Start of Information provided

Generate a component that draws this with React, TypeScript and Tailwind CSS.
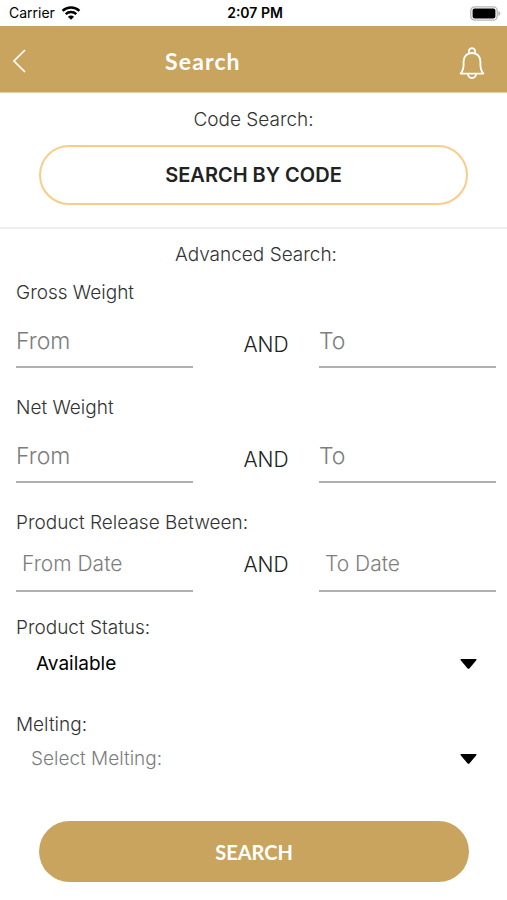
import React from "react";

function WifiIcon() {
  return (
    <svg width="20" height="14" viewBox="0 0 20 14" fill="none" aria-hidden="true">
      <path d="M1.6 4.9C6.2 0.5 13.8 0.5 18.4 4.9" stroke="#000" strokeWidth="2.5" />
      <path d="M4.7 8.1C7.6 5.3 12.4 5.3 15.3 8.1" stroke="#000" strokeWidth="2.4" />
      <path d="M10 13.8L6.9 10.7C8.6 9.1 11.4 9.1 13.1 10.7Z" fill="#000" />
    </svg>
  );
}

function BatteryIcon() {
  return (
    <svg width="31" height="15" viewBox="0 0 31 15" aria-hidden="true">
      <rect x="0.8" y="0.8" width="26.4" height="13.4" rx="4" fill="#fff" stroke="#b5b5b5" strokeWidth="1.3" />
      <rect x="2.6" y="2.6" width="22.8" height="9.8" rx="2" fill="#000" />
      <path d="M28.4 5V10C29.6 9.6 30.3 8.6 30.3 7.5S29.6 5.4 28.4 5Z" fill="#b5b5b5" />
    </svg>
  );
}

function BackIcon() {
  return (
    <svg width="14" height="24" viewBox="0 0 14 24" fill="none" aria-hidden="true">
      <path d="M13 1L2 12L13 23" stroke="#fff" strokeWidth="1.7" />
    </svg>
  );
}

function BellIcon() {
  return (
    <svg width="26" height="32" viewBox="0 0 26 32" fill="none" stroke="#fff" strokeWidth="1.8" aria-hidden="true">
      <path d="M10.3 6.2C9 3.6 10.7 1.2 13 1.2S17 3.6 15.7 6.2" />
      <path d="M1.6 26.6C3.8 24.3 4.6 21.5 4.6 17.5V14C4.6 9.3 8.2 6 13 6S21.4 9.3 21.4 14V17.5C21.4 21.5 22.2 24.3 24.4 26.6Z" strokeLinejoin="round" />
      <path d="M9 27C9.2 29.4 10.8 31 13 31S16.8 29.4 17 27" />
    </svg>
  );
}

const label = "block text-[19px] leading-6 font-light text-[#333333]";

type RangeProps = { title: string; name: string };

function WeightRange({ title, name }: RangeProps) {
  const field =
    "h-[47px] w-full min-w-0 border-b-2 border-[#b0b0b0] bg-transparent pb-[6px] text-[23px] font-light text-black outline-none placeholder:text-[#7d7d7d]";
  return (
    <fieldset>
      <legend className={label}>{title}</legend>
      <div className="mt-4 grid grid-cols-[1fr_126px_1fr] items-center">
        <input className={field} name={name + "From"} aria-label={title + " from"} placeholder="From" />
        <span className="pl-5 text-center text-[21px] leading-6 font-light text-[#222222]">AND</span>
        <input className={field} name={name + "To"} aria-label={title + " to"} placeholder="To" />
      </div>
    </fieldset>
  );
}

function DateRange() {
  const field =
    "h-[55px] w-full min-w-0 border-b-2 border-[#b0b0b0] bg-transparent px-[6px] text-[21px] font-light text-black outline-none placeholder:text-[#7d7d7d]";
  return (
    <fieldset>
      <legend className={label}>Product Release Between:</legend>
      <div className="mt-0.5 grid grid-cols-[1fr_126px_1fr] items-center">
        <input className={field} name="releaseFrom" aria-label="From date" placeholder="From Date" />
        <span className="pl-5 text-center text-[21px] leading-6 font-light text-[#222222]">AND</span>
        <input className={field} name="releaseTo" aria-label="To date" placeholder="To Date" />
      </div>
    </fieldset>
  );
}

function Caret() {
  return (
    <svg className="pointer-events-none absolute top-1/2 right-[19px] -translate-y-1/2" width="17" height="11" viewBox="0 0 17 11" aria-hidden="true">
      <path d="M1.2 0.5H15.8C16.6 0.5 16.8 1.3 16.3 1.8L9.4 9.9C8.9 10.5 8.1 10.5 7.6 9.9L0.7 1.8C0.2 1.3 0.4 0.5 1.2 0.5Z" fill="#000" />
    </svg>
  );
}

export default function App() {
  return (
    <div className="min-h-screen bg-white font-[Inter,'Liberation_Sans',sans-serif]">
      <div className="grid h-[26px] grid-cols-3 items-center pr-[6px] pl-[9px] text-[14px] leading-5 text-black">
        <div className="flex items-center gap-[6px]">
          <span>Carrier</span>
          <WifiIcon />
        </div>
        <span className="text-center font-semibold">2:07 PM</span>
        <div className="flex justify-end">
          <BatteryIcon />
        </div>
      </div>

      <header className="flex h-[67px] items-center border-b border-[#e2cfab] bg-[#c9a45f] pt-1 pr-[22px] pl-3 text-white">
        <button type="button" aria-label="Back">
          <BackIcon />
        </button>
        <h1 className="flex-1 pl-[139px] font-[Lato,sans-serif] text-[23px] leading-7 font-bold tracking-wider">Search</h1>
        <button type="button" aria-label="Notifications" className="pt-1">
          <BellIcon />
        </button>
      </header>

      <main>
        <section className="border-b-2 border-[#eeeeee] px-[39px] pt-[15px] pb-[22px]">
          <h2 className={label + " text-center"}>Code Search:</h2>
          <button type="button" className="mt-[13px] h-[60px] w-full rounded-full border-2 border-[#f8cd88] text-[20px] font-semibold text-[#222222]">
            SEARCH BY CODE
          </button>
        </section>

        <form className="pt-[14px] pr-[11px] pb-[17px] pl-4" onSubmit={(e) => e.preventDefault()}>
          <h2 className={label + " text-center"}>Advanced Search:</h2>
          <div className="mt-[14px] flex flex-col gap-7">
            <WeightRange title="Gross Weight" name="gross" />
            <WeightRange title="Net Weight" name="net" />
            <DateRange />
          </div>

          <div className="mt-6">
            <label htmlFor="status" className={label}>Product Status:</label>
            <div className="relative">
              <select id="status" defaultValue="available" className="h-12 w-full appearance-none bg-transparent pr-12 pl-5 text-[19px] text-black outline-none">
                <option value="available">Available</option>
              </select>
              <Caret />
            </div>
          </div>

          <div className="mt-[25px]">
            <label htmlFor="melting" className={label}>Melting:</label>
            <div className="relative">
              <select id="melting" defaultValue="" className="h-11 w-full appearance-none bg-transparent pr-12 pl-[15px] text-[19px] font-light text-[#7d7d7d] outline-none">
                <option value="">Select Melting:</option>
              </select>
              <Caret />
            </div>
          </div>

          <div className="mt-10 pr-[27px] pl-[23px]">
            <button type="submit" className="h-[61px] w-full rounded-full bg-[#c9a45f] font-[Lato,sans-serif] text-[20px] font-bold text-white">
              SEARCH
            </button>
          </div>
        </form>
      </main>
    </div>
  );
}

End of Information provided

--- Task to carry out ---
Repeat, with no pictures, each line from the beginning of the data through the line containing "string; name: string", inclusive.

--- The output ---
Generate a component that draws this with React, TypeScript and Tailwind CSS.
import React from "react";

function WifiIcon() {
  return (
    <svg width="20" height="14" viewBox="0 0 20 14" fill="none" aria-hidden="true">
      <path d="M1.6 4.9C6.2 0.5 13.8 0.5 18.4 4.9" stroke="#000" strokeWidth="2.5" />
      <path d="M4.7 8.1C7.6 5.3 12.4 5.3 15.3 8.1" stroke="#000" strokeWidth="2.4" />
      <path d="M10 13.8L6.9 10.7C8.6 9.1 11.4 9.1 13.1 10.7Z" fill="#000" />
    </svg>
  );
}

function BatteryIcon() {
  return (
    <svg width="31" height="15" viewBox="0 0 31 15" aria-hidden="true">
      <rect x="0.8" y="0.8" width="26.4" height="13.4" rx="4" fill="#fff" stroke="#b5b5b5" strokeWidth="1.3" />
      <rect x="2.6" y="2.6" width="22.8" height="9.8" rx="2" fill="#000" />
      <path d="M28.4 5V10C29.6 9.6 30.3 8.6 30.3 7.5S29.6 5.4 28.4 5Z" fill="#b5b5b5" />
    </svg>
  );
}

function BackIcon() {
  return (
    <svg width="14" height="24" viewBox="0 0 14 24" fill="none" aria-hidden="true">
      <path d="M13 1L2 12L13 23" stroke="#fff" strokeWidth="1.7" />
    </svg>
  );
}

function BellIcon() {
  return (
    <svg width="26" height="32" viewBox="0 0 26 32" fill="none" stroke="#fff" strokeWidth="1.8" aria-hidden="true">
      <path d="M10.3 6.2C9 3.6 10.7 1.2 13 1.2S17 3.6 15.7 6.2" />
      <path d="M1.6 26.6C3.8 24.3 4.6 21.5 4.6 17.5V14C4.6 9.3 8.2 6 13 6S21.4 9.3 21.4 14V17.5C21.4 21.5 22.2 24.3 24.4 26.6Z" strokeLinejoin="round" />
      <path d="M9 27C9.2 29.4 10.8 31 13 31S16.8 29.4 17 27" />
    </svg>
  );
}

const label = "block text-[19px] leading-6 font-light text-[#333333]";

type RangeProps = { title: string; name: string };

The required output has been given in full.